(Records with interface code)
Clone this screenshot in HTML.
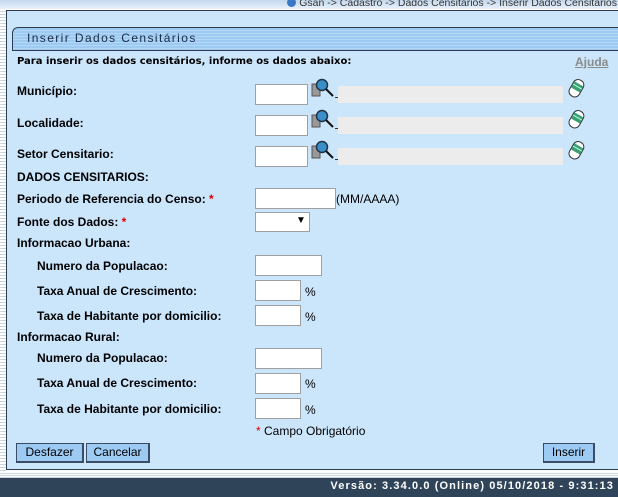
<!DOCTYPE html>
<html><head><meta charset="utf-8"><style>
*{margin:0;padding:0;box-sizing:border-box}
body{width:618px;height:497px;overflow:hidden;background:#fff;font-family:"Liberation Sans",Arial,sans-serif;font-size:12px;position:relative;color:#000}
.a{position:absolute;white-space:nowrap}
.lb{font-weight:bold;font-size:12px}
.in{position:absolute;background:#fff;border:1px solid #a0a0a0;height:21px}
.g{position:absolute;background:#ececec;height:17px}
.r{color:#d00}
.btn{position:absolute;top:443px;height:20px;background:#9ccaf3;border:1px solid #3a4c66;border-right-width:2px;border-bottom-width:2px;font-size:12px;text-align:center;line-height:17px}
</style></head><body>
<div class="a" style="left:0;top:0;width:618px;height:9px;background:linear-gradient(#c3d8ee,#e9f1fa)"></div>
<div class="a" style="left:0;top:9px;width:6px;height:462px;background:repeating-linear-gradient(#fff 0 2px,#c8d4e2 2px 3px)"></div>
<div class="a" style="right:1px;top:-3px;font-size:10.5px;color:#333"><span style="display:inline-block;width:9px;height:9px;border-radius:50%;background:#3a78c8;vertical-align:-1px"></span> Gsan -&gt; Cadastro -&gt; Dados Censitarios -&gt; Inserir Dados Censitarios</div>
<div class="a" style="left:6px;top:10px;width:614px;height:460px;background:#cbe5fb;border:1px solid #2e3c52"></div>
<div class="a" style="left:12px;top:27px;width:608px;height:24px;background:repeating-linear-gradient(#9dcaf2 0 2px,#b4d7f6 2px 3px);border:1px solid #2e3c52;border-radius:6px 0 0 0"></div>
<div class="a" style="left:27px;top:31px;font-size:12px;letter-spacing:1.4px;color:#1a2a44">Inserir Dados Censitários</div>
<div class="a lb" style="left:17px;top:56px;font-family:'DejaVu Sans',sans-serif;font-size:10px">Para inserir os dados censitários, informe os dados abaixo:</div>
<div class="a" style="left:575px;top:55px;font-weight:bold;color:#8a8a8a;text-decoration:underline">Ajuda</div>

<div class="a lb" style="left:17px;top:84px">Município:</div>
<div class="a lb" style="left:17px;top:116px">Localidade:</div>
<div class="a lb" style="left:17px;top:147px">Setor Censitario:</div>
<div class="in" style="left:255px;top:84px;width:53px"></div>
<div class="in" style="left:255px;top:115px;width:53px"></div>
<div class="in" style="left:255px;top:146px;width:53px"></div>
<div class="g" style="left:338px;top:86px;width:225px"></div>
<div class="g" style="left:338px;top:117px;width:225px"></div>
<div class="g" style="left:338px;top:148px;width:225px"></div>
<svg class="a" style="left:311px;top:78px" width="27" height="90">
<g id="m"><rect x="1" y="6" width="8" height="12" fill="#999" stroke="#555"/><circle cx="11" cy="7" r="5.5" fill="#3a8fc8" stroke="#234" stroke-width="1.5"/><line x1="15" y1="11" x2="22" y2="18" stroke="#111" stroke-width="2"/><rect x="24" y="19" width="3" height="1" fill="#333"/></g>
<use href="#m" y="31"/><use href="#m" y="62"/></svg>
<svg class="a" style="left:566px;top:77px" width="22" height="85">
<g id="e"><g transform="rotate(30 10 11)"><rect x="5" y="2" width="11" height="18" rx="5" fill="#fff" stroke="#333"/><rect x="5.5" y="6" width="10" height="7" fill="#3aa070"/><line x1="5.5" y1="9" x2="15.5" y2="9" stroke="#bfe" /></g></g>
<use href="#e" y="31"/><use href="#e" y="62"/></svg>

<div class="a lb" style="left:17px;top:170px">DADOS CENSITARIOS:</div>
<div class="a lb" style="left:17px;top:192px">Periodo de Referencia do Censo: <span class="r">*</span></div>
<div class="in" style="left:255px;top:188px;width:81px"></div>
<div class="a" style="left:336px;top:192px">(MM/AAAA)</div>
<div class="a lb" style="left:17px;top:215px">Fonte dos Dados: <span class="r">*</span></div>
<div class="in" style="left:255px;top:212px;width:55px;height:20px"><span style="position:absolute;left:40px;top:2px;font-size:10px">▼</span></div>
<div class="a lb" style="left:17px;top:236px">Informacao Urbana:</div>
<div class="a lb" style="left:37px;top:259px">Numero da Populacao:</div>
<div class="in" style="left:255px;top:255px;width:67px"></div>
<div class="a lb" style="left:37px;top:284px">Taxa Anual de Crescimento:</div>
<div class="in" style="left:255px;top:280px;width:46px"></div><div class="a" style="left:305px;top:285px">%</div>
<div class="a lb" style="left:37px;top:309px">Taxa de Habitante por domicilio:</div>
<div class="in" style="left:255px;top:305px;width:46px"></div><div class="a" style="left:305px;top:310px">%</div>
<div class="a lb" style="left:17px;top:330px">Informacao Rural:</div>
<div class="a lb" style="left:37px;top:351px">Numero da Populacao:</div>
<div class="in" style="left:255px;top:348px;width:67px"></div>
<div class="a lb" style="left:37px;top:376px">Taxa Anual de Crescimento:</div>
<div class="in" style="left:255px;top:373px;width:46px"></div><div class="a" style="left:305px;top:377px">%</div>
<div class="a lb" style="left:37px;top:402px">Taxa de Habitante por domicilio:</div>
<div class="in" style="left:255px;top:398px;width:46px"></div><div class="a" style="left:305px;top:403px">%</div>
<div class="a" style="left:256px;top:424px"><span class="r">*</span> Campo Obrigatório</div>
<div class="btn" style="left:16px;width:68px">Desfazer</div>
<div class="btn" style="left:86px;width:64px">Cancelar</div>
<div class="btn" style="left:543px;width:52px">Inserir</div>
<div class="a" style="left:0;top:472px;width:618px;height:6px;background:repeating-linear-gradient(#fff 0 1px,#ccd6e2 1px 2px)"></div>
<div class="a" style="left:0;top:478px;width:618px;height:19px;background:#2f4359"></div>
<div class="a" style="right:4px;top:480px;color:#fff;font-weight:bold;font-size:11px;letter-spacing:1.1px">Versão: 3.34.0.0 (Online) 05/10/2018 - 9:31:13</div>
</body></html>
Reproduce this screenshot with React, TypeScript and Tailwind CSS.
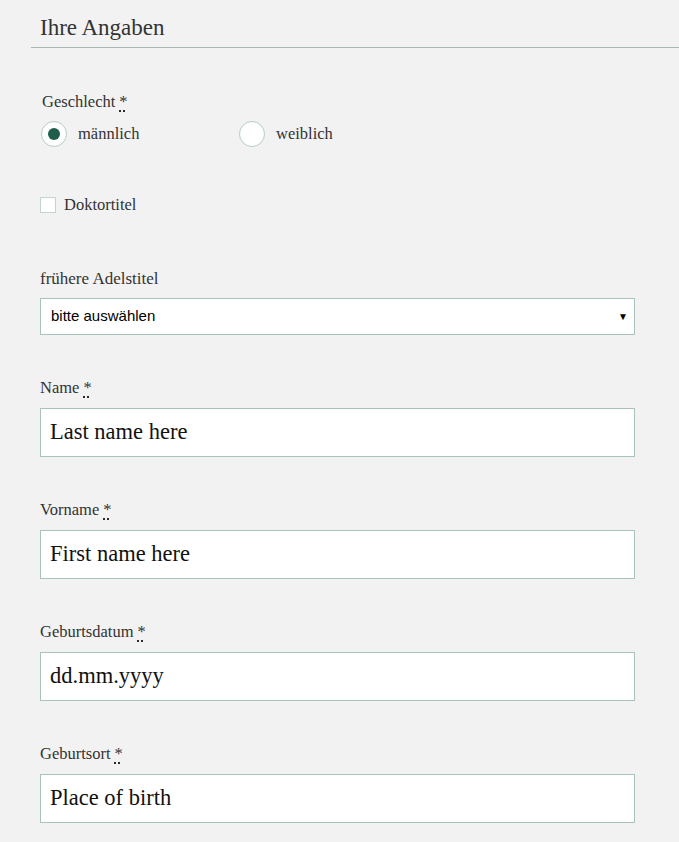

* [TASK STATEMENT]
Pictures in the records above are not copied; print everything else exactly.

* [WRITTEN REPLY]
Clone this screenshot in HTML.
<!DOCTYPE html>
<html><head><meta charset="utf-8"><style>
*{margin:0;padding:0;box-sizing:border-box}
body{width:618px;height:497px;overflow:hidden;background:#fff;font-family:"Liberation Sans",Arial,sans-serif;font-size:12px;position:relative;color:#000}
.a{position:absolute;white-space:nowrap}
.lb{font-weight:bold;font-size:12px}
.in{position:absolute;background:#fff;border:1px solid #a0a0a0;height:21px}
.g{position:absolute;background:#ececec;height:17px}
.r{color:#d00}
.btn{position:absolute;top:443px;height:20px;background:#9ccaf3;border:1px solid #3a4c66;border-right-width:2px;border-bottom-width:2px;font-size:12px;text-align:center;line-height:17px}
</style></head><body>
<div class="a" style="left:0;top:0;width:618px;height:9px;background:linear-gradient(#c3d8ee,#e9f1fa)"></div>
<div class="a" style="left:0;top:9px;width:6px;height:462px;background:repeating-linear-gradient(#fff 0 2px,#c8d4e2 2px 3px)"></div>
<div class="a" style="right:1px;top:-3px;font-size:10.5px;color:#333"><span style="display:inline-block;width:9px;height:9px;border-radius:50%;background:#3a78c8;vertical-align:-1px"></span> Gsan -&gt; Cadastro -&gt; Dados Censitarios -&gt; Inserir Dados Censitarios</div>
<div class="a" style="left:6px;top:10px;width:614px;height:460px;background:#cbe5fb;border:1px solid #2e3c52"></div>
<div class="a" style="left:12px;top:27px;width:608px;height:24px;background:repeating-linear-gradient(#9dcaf2 0 2px,#b4d7f6 2px 3px);border:1px solid #2e3c52;border-radius:6px 0 0 0"></div>
<div class="a" style="left:27px;top:31px;font-size:12px;letter-spacing:1.4px;color:#1a2a44">Inserir Dados Censitários</div>
<div class="a lb" style="left:17px;top:56px;font-family:'DejaVu Sans',sans-serif;font-size:10px">Para inserir os dados censitários, informe os dados abaixo:</div>
<div class="a" style="left:575px;top:55px;font-weight:bold;color:#8a8a8a;text-decoration:underline">Ajuda</div>

<div class="a lb" style="left:17px;top:84px">Município:</div>
<div class="a lb" style="left:17px;top:116px">Localidade:</div>
<div class="a lb" style="left:17px;top:147px">Setor Censitario:</div>
<div class="in" style="left:255px;top:84px;width:53px"></div>
<div class="in" style="left:255px;top:115px;width:53px"></div>
<div class="in" style="left:255px;top:146px;width:53px"></div>
<div class="g" style="left:338px;top:86px;width:225px"></div>
<div class="g" style="left:338px;top:117px;width:225px"></div>
<div class="g" style="left:338px;top:148px;width:225px"></div>
<svg class="a" style="left:311px;top:78px" width="27" height="90">
<g id="m"><rect x="1" y="6" width="8" height="12" fill="#999" stroke="#555"/><circle cx="11" cy="7" r="5.5" fill="#3a8fc8" stroke="#234" stroke-width="1.5"/><line x1="15" y1="11" x2="22" y2="18" stroke="#111" stroke-width="2"/><rect x="24" y="19" width="3" height="1" fill="#333"/></g>
<use href="#m" y="31"/><use href="#m" y="62"/></svg>
<svg class="a" style="left:566px;top:77px" width="22" height="85">
<g id="e"><g transform="rotate(30 10 11)"><rect x="5" y="2" width="11" height="18" rx="5" fill="#fff" stroke="#333"/><rect x="5.5" y="6" width="10" height="7" fill="#3aa070"/><line x1="5.5" y1="9" x2="15.5" y2="9" stroke="#bfe" /></g></g>
<use href="#e" y="31"/><use href="#e" y="62"/></svg>

<div class="a lb" style="left:17px;top:170px">DADOS CENSITARIOS:</div>
<div class="a lb" style="left:17px;top:192px">Periodo de Referencia do Censo: <span class="r">*</span></div>
<div class="in" style="left:255px;top:188px;width:81px"></div>
<div class="a" style="left:336px;top:192px">(MM/AAAA)</div>
<div class="a lb" style="left:17px;top:215px">Fonte dos Dados: <span class="r">*</span></div>
<div class="in" style="left:255px;top:212px;width:55px;height:20px"><span style="position:absolute;left:40px;top:2px;font-size:10px">▼</span></div>
<div class="a lb" style="left:17px;top:236px">Informacao Urbana:</div>
<div class="a lb" style="left:37px;top:259px">Numero da Populacao:</div>
<div class="in" style="left:255px;top:255px;width:67px"></div>
<div class="a lb" style="left:37px;top:284px">Taxa Anual de Crescimento:</div>
<div class="in" style="left:255px;top:280px;width:46px"></div><div class="a" style="left:305px;top:285px">%</div>
<div class="a lb" style="left:37px;top:309px">Taxa de Habitante por domicilio:</div>
<div class="in" style="left:255px;top:305px;width:46px"></div><div class="a" style="left:305px;top:310px">%</div>
<div class="a lb" style="left:17px;top:330px">Informacao Rural:</div>
<div class="a lb" style="left:37px;top:351px">Numero da Populacao:</div>
<div class="in" style="left:255px;top:348px;width:67px"></div>
<div class="a lb" style="left:37px;top:376px">Taxa Anual de Crescimento:</div>
<div class="in" style="left:255px;top:373px;width:46px"></div><div class="a" style="left:305px;top:377px">%</div>
<div class="a lb" style="left:37px;top:402px">Taxa de Habitante por domicilio:</div>
<div class="in" style="left:255px;top:398px;width:46px"></div><div class="a" style="left:305px;top:403px">%</div>
<div class="a" style="left:256px;top:424px"><span class="r">*</span> Campo Obrigatório</div>
<div class="btn" style="left:16px;width:68px">Desfazer</div>
<div class="btn" style="left:86px;width:64px">Cancelar</div>
<div class="btn" style="left:543px;width:52px">Inserir</div>
<div class="a" style="left:0;top:472px;width:618px;height:6px;background:repeating-linear-gradient(#fff 0 1px,#ccd6e2 1px 2px)"></div>
<div class="a" style="left:0;top:478px;width:618px;height:19px;background:#2f4359"></div>
<div class="a" style="right:4px;top:480px;color:#fff;font-weight:bold;font-size:11px;letter-spacing:1.1px">Versão: 3.34.0.0 (Online) 05/10/2018 - 9:31:13</div>
</body></html>
Reproduce this screenshot with React, TypeScript and Tailwind CSS.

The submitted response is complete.